No Brasil, Estados e municípios não decretam falência. É inevitável que ao menos parte da conta volte para a União – o que fez a economista Selena Peres chamar a mudança de jogo do joão-bobo. Vai e volta, e a volta é um risco importante, talvez ainda pouco compreendido, para a dívida pública e o teto de gastos.
A solução da PEC paralela é equilibrada. A decisão da Câmara não é revertida: Estados e municípios continuam tendo a atribuição para tratar de previdência. Mas a adoção das regras federais é facilitada e estimulada. É facilitada porque precisa apenas da aprovação de uma única lei ordinária (maioria simples), desde que o projeto seja de iniciativa do governador ou prefeito. E a aprovação da lei no Estado alcança também todos os municípios.
E é estimulada porque os que aprovarem as regras da União são premiados. Na reforma já aprovada, houve uma mudança importante para o federalismo brasileiro na Constituição. Fica impedido que a União faça transferências voluntárias, conceda avais e até empréstimos em bancos públicos para o Estado ou município que descumprir regras previdenciárias, o que poderia abranger inclusive a regra de equilíbrio financeiro ou atuarial. Na PEC paralela, há uma libertação: o Estado ou município que fizer a reforma é premiado e se livra das proibições.
Em dez anos, o impacto seria de R$ 350 bilhões caso as regras da União valessem para Estados e municípios – pelas contas do governo.
A paralela também traz ganhos fiscais para a União: apesar de alterações em alguns pontos da reforma da Previdência aprovada, há ajuste pelo lado da receita. As renúncias ao agronegócio exportador e parte das do Simples são revistas.
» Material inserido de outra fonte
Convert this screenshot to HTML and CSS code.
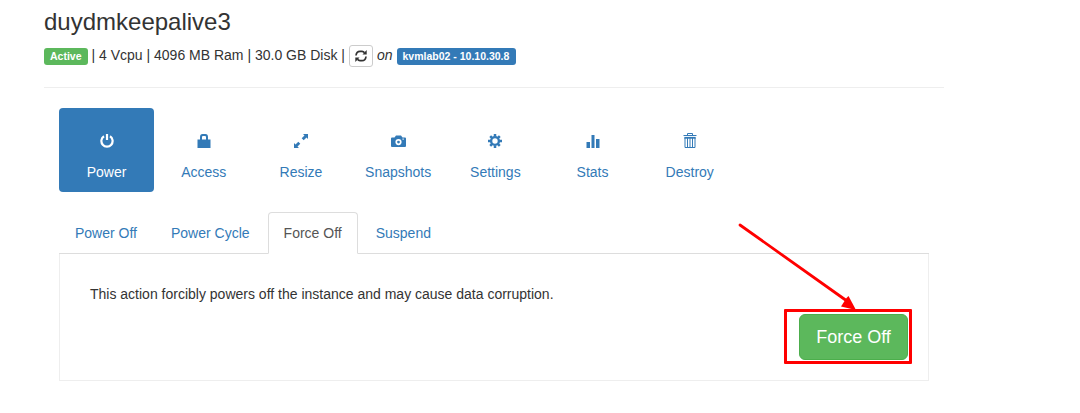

As das filantrópicas são mantidas, mas deverão ser compensadas pela União, convite à fiscalização mais efetiva.
E com neutralidade do ponto de vista fiscal, a paralela autoriza o Benefício Universal Infantil: integração de quatro políticas públicas, com foco na primeira infância e na extrema pobreza, proposta por pesquisadores do Ipea.